Given material:
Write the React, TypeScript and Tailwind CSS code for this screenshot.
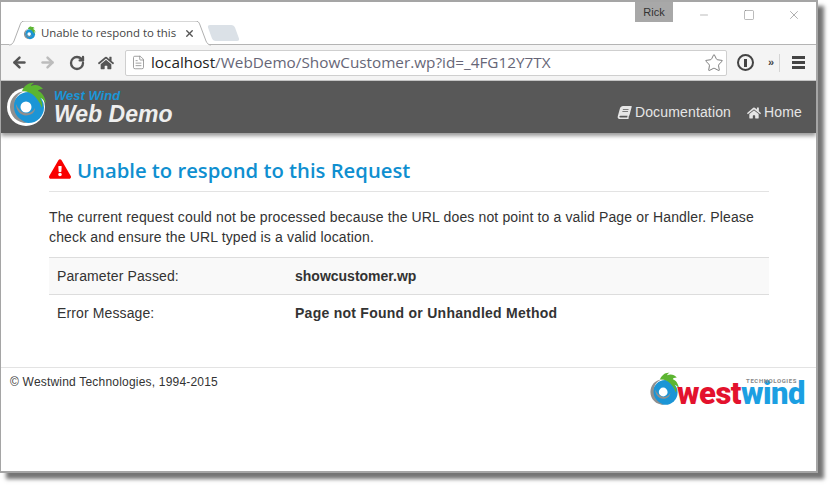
import { Star, FileText, ArrowLeft, ArrowRight, RotateCw, X, Minus, Square } from "lucide-react";
import { FaBook, FaHome, FaExclamationTriangle } from "react-icons/fa";

function PalmLogo({ width, className }: { width: number; className?: string }) {
  return (
    <svg width={width} height={width * 1.1} viewBox="0 0 40 44" className={className}>
      <circle cx="19" cy="25" r="19" fill="#ffffff" />
      <circle cx="21.5" cy="25.5" r="15.5" fill="#1b95d6" />
      <path d="M18 9 C8 10 3 17 3 25 C3 34 10 41 20 41 C13 38 7 33 7 25 C7 17 11 11 18 9 Z" fill="#8f8f8f" />
      <circle cx="19" cy="25" r="5.5" fill="#ffffff" />
      <path d="M9 22 C9 30 15 35 22 33 C26 32 28 29 28 26 C26 30 22 32 18 31 C14 30 11 27 9 22 Z" fill="#8f8f8f" />
      <path d="M15 9 C17 4 22 0 27 1 C25 2 24 3 24 4 C28 2 33 3 36 7 C33 7 31 8 31 9 C35 10 38 15 39 21 C36 17 34 16 33 16 C35 19 36 23 35 26 C33 20 29 15 25 12 C22 10 18 9 15 9 Z" fill="#5cb531" />
    </svg>
  );
}

export default function App() {
  return (
    <div className="h-[489px] w-[833px] overflow-hidden bg-white font-['Liberation_Sans',sans-serif]">
      <div className="flex h-[473px] w-[818px] flex-col overflow-hidden border-t-2 border-r-2 border-b-2 border-l border-[#a5a5a5] bg-white shadow-[6px_6px_4px_rgba(70,70,70,0.75)]">
        {/* title bar and tabs */}
        <div className="relative flex h-[43px] shrink-0 items-end border-b border-[#b4b4b4] pl-[8px]">
          <div className="relative -mb-px flex h-[24px] w-[200px] items-center bg-white pl-[14px]">
            <svg width="202" height="25" viewBox="0 0 202 25" className="absolute top-0 left-0" fill="none">
              <path d="M0 24 C3 24 4 22 5 20 L11 4 C12 1 13 0 16 0 L186 0 C189 0 190 1 191 4 L197 20 C198 22 199 24 202 24" stroke="#b0b0b0" fill="#ffffff" />
            </svg>
            <PalmLogo width={13} className="relative" />
            <span className="relative ml-[5px] w-[137px] overflow-hidden font-['Open_Sans',sans-serif] text-[11.4px] whitespace-nowrap text-[#444]">Unable to respond to this</span>
            <X size={11} strokeWidth={3} className="relative ml-[6px] text-[#555]" />
          </div>
          <div className="mb-[3px] ml-[1px] h-[16px] w-[27px] skew-x-[20deg] rounded-[3px] bg-[#dbe1e7]" />
          <div className="absolute top-0 right-0 flex h-[20px] items-start">
            <div className="mr-[8px] flex h-[20px] w-[38px] items-center justify-center bg-[#a8a8a8] text-[11px] text-[#333]">Rick</div>
            <div className="flex w-[45px] justify-center pt-[7px]"><Minus size={12} strokeWidth={1} className="text-[#777]" /></div>
            <div className="flex w-[45px] justify-center pt-[7px]"><Square size={12} strokeWidth={1} className="text-[#777]" /></div>
            <div className="flex w-[45px] justify-center pt-[6px]"><X size={14} strokeWidth={1} className="text-[#777]" /></div>
          </div>
        </div>

        {/* toolbar */}
        <div className="flex h-[36px] shrink-0 items-center border-b border-[#c8c8c8] bg-[#f4f4f4]">
          <ArrowLeft size={17} strokeWidth={3.5} className="ml-[10px] text-[#555]" />
          <ArrowRight size={17} strokeWidth={3.5} className="ml-[11px] text-[#bcbcbc]" />
          <RotateCw size={16} strokeWidth={3.5} className="ml-[13px] text-[#555]" />
          <FaHome size={16} className="ml-[13px] text-[#555]" />
          <div className="ml-[11px] flex h-[26px] w-[602px] items-center rounded-[2px] border border-[#cfcfcf] bg-white pl-[5px]">
            <FileText size={15} strokeWidth={1.25} className="text-[#888]" />
            <span className="ml-[5px] font-['Open_Sans',sans-serif] text-[15.3px] whitespace-nowrap text-[#667]">
              <span className="text-[#222]">localhost</span>/WebDemo/ShowCustomer.wp?id=_4FG12Y7TX
            </span>
            <Star size={20} strokeWidth={1} className="mr-[2px] ml-auto text-[#666]" />
          </div>
          <div className="ml-[10px] flex h-[17px] w-[17px] items-center justify-center rounded-full border-[2.5px] border-[#444]">
            <div className="h-[8px] w-[3px] bg-[#444]" />
          </div>
          <span className="ml-[14px] text-[11px] font-bold text-[#444]">»</span>
          <div className="ml-[5px] h-[18px] w-px bg-[#d5d5d5]" />
          <div className="ml-[12px] flex w-[13px] flex-col gap-[2px]">
            <div className="h-[3px] bg-[#444]" />
            <div className="h-[3px] bg-[#444]" />
            <div className="h-[3px] bg-[#444]" />
          </div>
        </div>

        {/* nav bar */}
        <div className="flex h-[52px] shrink-0 items-center bg-[#585858] pr-[14px] pl-[6px] shadow-[0_3px_4px_rgba(0,0,0,0.4)]">
          <PalmLogo width={40} className="-mt-[6px]" />
          <div className="ml-[7px] flex flex-col italic">
            <span className="text-[13px] leading-[13px] font-bold text-[#1b95d6]">West Wind</span>
            <span className="mt-[1px] text-[23px] leading-[23px] font-bold text-[#eeeeee]">Web Demo</span>
          </div>
          <div className="mt-[11px] ml-auto flex items-center text-[14px] text-[#e6e6e6]">
            <FaBook size={13} className="-skew-x-[15deg]" />
            <span className="ml-[4px] tracking-[0.15px]">Documentation</span>
            <FaHome size={14} className="ml-[16px]" />
            <span className="ml-[3px] tracking-[0.15px]">Home</span>
          </div>
        </div>

        {/* error content */}
        <div className="flex-1 pt-[24px] pr-[47px] pl-[48px]">
          <div className="flex h-[35px] items-start border-b border-[#e3e3e3]">
            <FaExclamationTriangle size={22} className="mt-[1px] text-[#f90000]" />
            <h1 className="ml-[6px] font-['Open_Sans',sans-serif] text-[20.25px] leading-[26px] font-semibold text-[#0f8fd0]">Unable to respond to this Request</h1>
          </div>
          <p className="mt-[15px] text-[14px] leading-[20px] tracking-[0.14px] text-[#333]">
            The current request could not be processed because the URL does not point to a valid Page or Handler. Please check and ensure the URL typed is a valid location.
          </p>
          <div className="mt-[10px] text-[14px] text-[#333]">
            <div className="flex h-[37px] items-center border-t border-[#dddddd] bg-[#f9f9f9] px-[8px]">
              <span className="w-[238px] tracking-[0.12px]">Parameter Passed:</span>
              <span className="font-bold">showcustomer.wp</span>
            </div>
            <div className="flex h-[37px] items-center border-t border-[#dddddd] px-[8px]">
              <span className="w-[238px] tracking-[0.12px]">Error Message:</span>
              <span className="font-bold tracking-[0.26px]">Page not Found or Unhandled Method</span>
            </div>
          </div>
        </div>

        {/* footer */}
        <div className="flex h-[104px] shrink-0 items-start justify-between border-t border-[#e3e3e3] pt-[7px] pr-[11px] pl-[9px]">
          <span className="text-[12px] leading-[15px] tracking-[0.2px] text-[#333]">© Westwind Technologies, 1994-2015</span>
          <div className="flex items-start">
            <PalmLogo width={32} className="-mt-[3px]" />
            <div className="relative -ml-[3px] pt-[8px] font-['Roboto',sans-serif] text-[31px] leading-[22px] font-black tracking-[-0.5px]">
              <span className="text-[#e3122d]">west</span>
              <span className="text-[#1b9fe2]">wind</span>
              <span className="absolute top-[3px] right-[8px] text-[6px] leading-[6px] font-bold tracking-[0.6px] text-[#888]">TECHNOLOGIES</span>
            </div>
          </div>
        </div>
      </div>
    </div>
  );
}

Work to complete:
Omit the pictures and reproduce the listing exactly.

Written response:
Write the React, TypeScript and Tailwind CSS code for this screenshot.
import { Star, FileText, ArrowLeft, ArrowRight, RotateCw, X, Minus, Square } from "lucide-react";
import { FaBook, FaHome, FaExclamationTriangle } from "react-icons/fa";

function PalmLogo({ width, className }: { width: number; className?: string }) {
  return (
    <svg width={width} height={width * 1.1} viewBox="0 0 40 44" className={className}>
      <circle cx="19" cy="25" r="19" fill="#ffffff" />
      <circle cx="21.5" cy="25.5" r="15.5" fill="#1b95d6" />
      <path d="M18 9 C8 10 3 17 3 25 C3 34 10 41 20 41 C13 38 7 33 7 25 C7 17 11 11 18 9 Z" fill="#8f8f8f" />
      <circle cx="19" cy="25" r="5.5" fill="#ffffff" />
      <path d="M9 22 C9 30 15 35 22 33 C26 32 28 29 28 26 C26 30 22 32 18 31 C14 30 11 27 9 22 Z" fill="#8f8f8f" />
      <path d="M15 9 C17 4 22 0 27 1 C25 2 24 3 24 4 C28 2 33 3 36 7 C33 7 31 8 31 9 C35 10 38 15 39 21 C36 17 34 16 33 16 C35 19 36 23 35 26 C33 20 29 15 25 12 C22 10 18 9 15 9 Z" fill="#5cb531" />
    </svg>
  );
}

export default function App() {
  return (
    <div className="h-[489px] w-[833px] overflow-hidden bg-white font-['Liberation_Sans',sans-serif]">
      <div className="flex h-[473px] w-[818px] flex-col overflow-hidden border-t-2 border-r-2 border-b-2 border-l border-[#a5a5a5] bg-white shadow-[6px_6px_4px_rgba(70,70,70,0.75)]">
        {/* title bar and tabs */}
        <div className="relative flex h-[43px] shrink-0 items-end border-b border-[#b4b4b4] pl-[8px]">
          <div className="relative -mb-px flex h-[24px] w-[200px] items-center bg-white pl-[14px]">
            <svg width="202" height="25" viewBox="0 0 202 25" className="absolute top-0 left-0" fill="none">
              <path d="M0 24 C3 24 4 22 5 20 L11 4 C12 1 13 0 16 0 L186 0 C189 0 190 1 191 4 L197 20 C198 22 199 24 202 24" stroke="#b0b0b0" fill="#ffffff" />
            </svg>
            <PalmLogo width={13} className="relative" />
            <span className="relative ml-[5px] w-[137px] overflow-hidden font-['Open_Sans',sans-serif] text-[11.4px] whitespace-nowrap text-[#444]">Unable to respond to this</span>
            <X size={11} strokeWidth={3} className="relative ml-[6px] text-[#555]" />
          </div>
          <div className="mb-[3px] ml-[1px] h-[16px] w-[27px] skew-x-[20deg] rounded-[3px] bg-[#dbe1e7]" />
          <div className="absolute top-0 right-0 flex h-[20px] items-start">
            <div className="mr-[8px] flex h-[20px] w-[38px] items-center justify-center bg-[#a8a8a8] text-[11px] text-[#333]">Rick</div>
            <div className="flex w-[45px] justify-center pt-[7px]"><Minus size={12} strokeWidth={1} className="text-[#777]" /></div>
            <div className="flex w-[45px] justify-center pt-[7px]"><Square size={12} strokeWidth={1} className="text-[#777]" /></div>
            <div className="flex w-[45px] justify-center pt-[6px]"><X size={14} strokeWidth={1} className="text-[#777]" /></div>
          </div>
        </div>

        {/* toolbar */}
        <div className="flex h-[36px] shrink-0 items-center border-b border-[#c8c8c8] bg-[#f4f4f4]">
          <ArrowLeft size={17} strokeWidth={3.5} className="ml-[10px] text-[#555]" />
          <ArrowRight size={17} strokeWidth={3.5} className="ml-[11px] text-[#bcbcbc]" />
          <RotateCw size={16} strokeWidth={3.5} className="ml-[13px] text-[#555]" />
          <FaHome size={16} className="ml-[13px] text-[#555]" />
          <div className="ml-[11px] flex h-[26px] w-[602px] items-center rounded-[2px] border border-[#cfcfcf] bg-white pl-[5px]">
            <FileText size={15} strokeWidth={1.25} className="text-[#888]" />
            <span className="ml-[5px] font-['Open_Sans',sans-serif] text-[15.3px] whitespace-nowrap text-[#667]">
              <span className="text-[#222]">localhost</span>/WebDemo/ShowCustomer.wp?id=_4FG12Y7TX
            </span>
            <Star size={20} strokeWidth={1} className="mr-[2px] ml-auto text-[#666]" />
          </div>
          <div className="ml-[10px] flex h-[17px] w-[17px] items-center justify-center rounded-full border-[2.5px] border-[#444]">
            <div className="h-[8px] w-[3px] bg-[#444]" />
          </div>
          <span className="ml-[14px] text-[11px] font-bold text-[#444]">»</span>
          <div className="ml-[5px] h-[18px] w-px bg-[#d5d5d5]" />
          <div className="ml-[12px] flex w-[13px] flex-col gap-[2px]">
            <div className="h-[3px] bg-[#444]" />
            <div className="h-[3px] bg-[#444]" />
            <div className="h-[3px] bg-[#444]" />
          </div>
        </div>

        {/* nav bar */}
        <div className="flex h-[52px] shrink-0 items-center bg-[#585858] pr-[14px] pl-[6px] shadow-[0_3px_4px_rgba(0,0,0,0.4)]">
          <PalmLogo width={40} className="-mt-[6px]" />
          <div className="ml-[7px] flex flex-col italic">
            <span className="text-[13px] leading-[13px] font-bold text-[#1b95d6]">West Wind</span>
            <span className="mt-[1px] text-[23px] leading-[23px] font-bold text-[#eeeeee]">Web Demo</span>
          </div>
          <div className="mt-[11px] ml-auto flex items-center text-[14px] text-[#e6e6e6]">
            <FaBook size={13} className="-skew-x-[15deg]" />
            <span className="ml-[4px] tracking-[0.15px]">Documentation</span>
            <FaHome size={14} className="ml-[16px]" />
            <span className="ml-[3px] tracking-[0.15px]">Home</span>
          </div>
        </div>

        {/* error content */}
        <div className="flex-1 pt-[24px] pr-[47px] pl-[48px]">
          <div className="flex h-[35px] items-start border-b border-[#e3e3e3]">
            <FaExclamationTriangle size={22} className="mt-[1px] text-[#f90000]" />
            <h1 className="ml-[6px] font-['Open_Sans',sans-serif] text-[20.25px] leading-[26px] font-semibold text-[#0f8fd0]">Unable to respond to this Request</h1>
          </div>
          <p className="mt-[15px] text-[14px] leading-[20px] tracking-[0.14px] text-[#333]">
            The current request could not be processed because the URL does not point to a valid Page or Handler. Please check and ensure the URL typed is a valid location.
          </p>
          <div className="mt-[10px] text-[14px] text-[#333]">
            <div className="flex h-[37px] items-center border-t border-[#dddddd] bg-[#f9f9f9] px-[8px]">
              <span className="w-[238px] tracking-[0.12px]">Parameter Passed:</span>
              <span className="font-bold">showcustomer.wp</span>
            </div>
            <div className="flex h-[37px] items-center border-t border-[#dddddd] px-[8px]">
              <span className="w-[238px] tracking-[0.12px]">Error Message:</span>
              <span className="font-bold tracking-[0.26px]">Page not Found or Unhandled Method</span>
            </div>
          </div>
        </div>

        {/* footer */}
        <div className="flex h-[104px] shrink-0 items-start justify-between border-t border-[#e3e3e3] pt-[7px] pr-[11px] pl-[9px]">
          <span className="text-[12px] leading-[15px] tracking-[0.2px] text-[#333]">© Westwind Technologies, 1994-2015</span>
          <div className="flex items-start">
            <PalmLogo width={32} className="-mt-[3px]" />
            <div className="relative -ml-[3px] pt-[8px] font-['Roboto',sans-serif] text-[31px] leading-[22px] font-black tracking-[-0.5px]">
              <span className="text-[#e3122d]">west</span>
              <span className="text-[#1b9fe2]">wind</span>
              <span className="absolute top-[3px] right-[8px] text-[6px] leading-[6px] font-bold tracking-[0.6px] text-[#888]">TECHNOLOGIES</span>
            </div>
          </div>
        </div>
      </div>
    </div>
  );
}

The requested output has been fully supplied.